連載企画 合格後のキャリアの作り方 (3)2年目以降のキャリアの作り方
2年目以降に起こる変化と課題
・周囲の活動の変化
同期や先輩診断士が独立したり、本業に専念したりする人が増え、活動の機会やモチベーションが低下する可能性があります。
・活動の停滞
企業内診断士の場合、本業が忙しくなったり、診断士活動の成果が見えにくくなったりして、活動が停滞しやすくなります。
・受験生支援のコンテンツの魅力低下
1年目は、受験生にとって身近な存在として、試験対策や勉強法に関するアドバイスが求められます。しかし、2年目以降は、受験生から見ると少し先輩になり、合格直後の新鮮な情報や共感を得にくくなる可能性があります。
2年目以降のキャリアパス例
●独立
・自分の専門分野を活かしたコンサルティング事業を立ち上げる。
・ニッチな市場に特化し、独自のポジションを確立する。
・リスクを最小限に抑えるため、副業や兼業から始める。
●転職
・中小企業診断士の資格を活かせる企業に転職する。
・キャリアアップや年収アップを目指す。
●企業内診断士
・本業で培った経験と中小企業診断士の知識を融合させ、社内での活躍の場を広げる。
・経営企画、新規事業開発、人事など、より経営に近いポジションを目指す。
・社内コンサルタントとして、組織全体の課題解決に貢献する。
具体的なキャリア形成ステップ
●ステップ1:自分の強みと価値観の再確認
1年間の活動を振り返り、成功体験や失敗体験を元に「棚卸し」、「価値観の明確化」、「自分の強み」を分析しましょう。
・棚卸し
どんな仕事にやりがいを感じたか、どんなお客様から感謝されたか、どんな知識やスキルが不足していると感じたか 等。
・価値観の明確化
どんな仕事を通して社会に貢献したいか、どんな働き方がしたいか、どんな人生を送りたいか 等。
・強みと価値観を一致
自分の強みと価値観を一致させることで、モチベーション高く、継続的に活動できるようになります。
●ステップ2:キャリア目標の設定
5年後、10年後、どのようなキャリアを築きたいのか、具体的な目標を設定しましょう。
・長期的な視点
独立して自分の会社を経営したい、 専門分野を極めトップコンサルタントになりたい、企業内で経営層として活躍したい 等。
・短期的な目標
長期目標を達成するために、1年後、3年後に何をすべきか、具体的な行動計画を立てる、必要な知識やスキルを習得する、人脈を広げる、実績を積む 等。
・目標達成のための具体的な行動
目標達成のために、必要な資格取得、研修受講、書籍購読、人脈形成などの具体的な行動を計画しましょう。
●ステップ3:スキルアップと自己成長
行動計画を立てたら、計画を実現するためにスキルアップと自己成長に磨きをかけていきます。
・継続的な学習
常に新しい知識やスキルを学び続ける、専門分野の深掘り、隣接分野の知識習得、ビジネススキル向上 等
・実践経験の積み重ね
実際にお客様の課題解決に携わることで実践的なスキルを磨く、県協会が開催する実務従事への参加、プロボノ活動(スキルを活かした社会貢献活動)の実施、勉強会やセミナーでの発表 等。
・自己分析と振り返り
定期的に自分の活動を振り返り、改善点を洗い出すと成長度合いが明確になっていきます。お客様からのフィードバック、信頼できる先輩診断士からのアドバイス、自分の成功体験、失敗体験の分析 等。
継続的な努力と自己成長が重要
市場環境やお客様ニーズは常に変化しているため、中小企業診断士として2年目以降も、継続的な努力と自己成長が不可欠です。変化へ対応できるように、常にアンテナを高く張り、社会の変化を敏感に捉え、自身のスキルをアップデートしていく柔軟性が求められます。

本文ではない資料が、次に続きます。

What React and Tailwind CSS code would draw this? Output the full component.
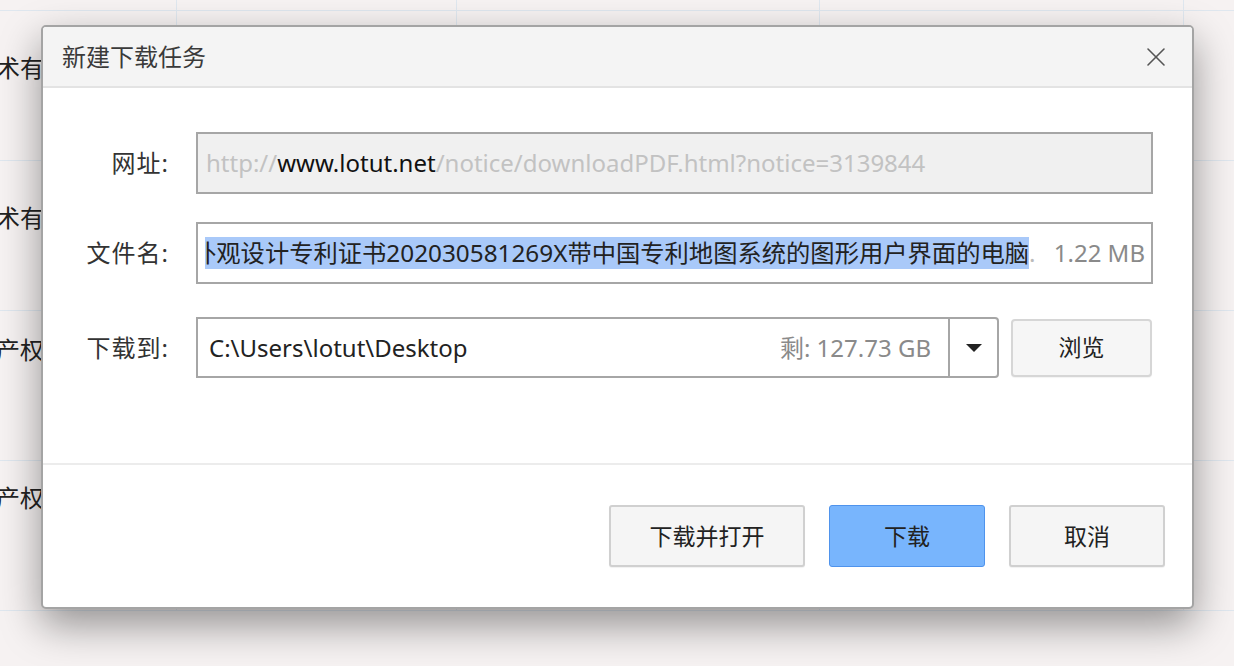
import React from 'react';
import { X } from 'lucide-react';

const font = "font-['Noto_Sans','Noto_Sans_CJK_SC',sans-serif]";

const BgRow = ({ text, top }) => (
  <div className="h-[150px] border-b border-[#dfe7ef] grid grid-cols-[177px_280px_363px_364px_1fr]">
    <div className={`border-r border-[#dfe7ef] text-[24px] leading-[34px] text-[#222] -ml-[4px] ${top}`}>{text}</div>
    <div className="border-r border-[#dfe7ef]" />
    <div className="border-r border-[#dfe7ef]" />
    <div className="border-r border-[#dfe7ef]" />
    <div />
  </div>
);

const Field = ({ label, children, className = '' }) => (
  <div className={`flex items-center ${className}`}>
    <div className="w-[153px] text-right text-[24px] text-[#333] pr-[27px] shrink-0 tracking-[1px]">{label}</div>
    {children}
  </div>
);

const Btn = ({ children, primary, wide }) => (
  <button
    type="button"
    className={`${wide ? 'w-[196px]' : 'w-[156px]'} h-[62px] rounded-[3px] text-[23px] text-[#222] ${
      primary
        ? 'border border-[#4f93ec] bg-[#78b5fd]'
        : 'border-2 border-[#d0d0d0] bg-[#f5f5f5] shadow-[0_1px_1px_rgba(0,0,0,0.06)]'
    }`}
  >
    {children}
  </button>
);

export default function App() {
  return (
    <div className={`relative w-[1234px] h-[666px] overflow-hidden bg-[#f6f2f2] ${font}`}>
      {/* table behind the dialog */}
      <div className="h-[11px] border-b border-[#dfe7ef] grid grid-cols-[177px_280px_363px_364px_1fr]">
        <div className="border-r border-[#dfe7ef]" />
        <div className="border-r border-[#dfe7ef]" />
        <div className="border-r border-[#dfe7ef]" />
        <div className="border-r border-[#dfe7ef]" />
        <div />
      </div>
      <BgRow text="术有" top="pt-[40px]" />
      <BgRow text="术有" top="pt-[40px]" />
      <BgRow text="产权" top="pt-[22px]" />
      <BgRow text="产权" top="pt-[20px]" />

      {/* dialog */}
      <div className="absolute left-[41px] top-[25px] w-[1153px] h-[584px] bg-white border-2 border-[#a4a4a4] rounded-[5px] shadow-[0_16px_40px_rgba(0,0,0,0.4)] flex flex-col overflow-hidden">
        <div className="h-[61px] bg-[#f4f4f4] border-b-2 border-[#e3e3e3] flex items-center justify-between pl-[19px] pr-[20px] shrink-0">
          <span className="text-[24px] text-[#3a3a3a]">新建下载任务</span>
          <X className="w-[32px] h-[32px] text-[#555]" strokeWidth={1.2} />
        </div>

        <div className="flex flex-col pt-[44px] h-[377px] border-b-2 border-[#ececec] shrink-0">
          <Field label="网址:">
            <div className="w-[957px] h-[62px] border-2 border-[#a6a6a6] bg-[#f0f0f0] flex items-center pl-[8px] text-[24px] text-[#c2c2c2] whitespace-nowrap overflow-hidden">
              <span>http://</span>
              <span className="text-[#111]">www.lotut.net</span>
              <span>/notice/downloadPDF.html?notice=3139844</span>
            </div>
          </Field>
          <Field label="文件名:" className="mt-[28px]">
            <div className="w-[957px] h-[62px] border-2 border-[#a6a6a6] bg-white flex items-center text-[24px] whitespace-nowrap overflow-hidden">
              <div className="w-[834px] ml-[7px] overflow-hidden shrink-0 text-[24.3px]">
                <span className="inline-block -ml-[13px] bg-[#a9c9f9] text-[#222] leading-[32px]">
                  外观设计专利证书202030581269X带中国专利地图系统的图形用户界面的电脑
                </span>
                <span className="text-[#bbb]">.</span>
              </div>
              <span className="ml-auto pr-[6px] text-[#8a8a8a]">1.22 MB</span>
            </div>
          </Field>
          <Field label="下载到:" className="mt-[33px]">
            <div className="flex items-center gap-[12px]">
              <div className="w-[803px] h-[61px] border-2 border-[#a6a6a6] bg-white flex rounded-r-[4px]">
                <div className="flex-1 flex items-center justify-between pl-[11px] pr-[17px] text-[24px] border-r-2 border-[#a6a6a6]">
                  <span className="text-[#222]">C:\Users\lotut\Desktop</span>
                  <span className="text-[#8a8a8a]">剩: 127.73 GB</span>
                </div>
                <div className="w-[47px] flex items-center justify-center">
                  <svg width="16" height="8" viewBox="0 0 16 8">
                    <path d="M0 0 L16 0 L8 8 Z" fill="#222" />
                  </svg>
                </div>
              </div>
              <button type="button" className="w-[141px] h-[58px] rounded-[4px] border-2 border-[#d6d6d6] bg-[#f6f6f6] text-[23px] text-[#222] shadow-[0_1px_1px_rgba(0,0,0,0.05)]">
                浏览
              </button>
            </div>
          </Field>
        </div>

        <div className="flex justify-end gap-[24px] pt-[40px] pr-[27px]">
          <Btn wide>下载并打开</Btn>
          <Btn primary>下载</Btn>
          <Btn>取消</Btn>
        </div>
      </div>
    </div>
  );
}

また、1年目以上に信頼できる仲間とのネットワークを築き、互いに支え合い、高め合っていく環境が重要です。県協会の活動や各種登録グループにおいて、2年目以降、新たな役割にチャレンジしたりすることで、思わぬキッカケを得て、人生が好転する例も多数あります。
これらの要素を意識しながら、中小企業診断士としてのキャリアをより確実なものとしていってください。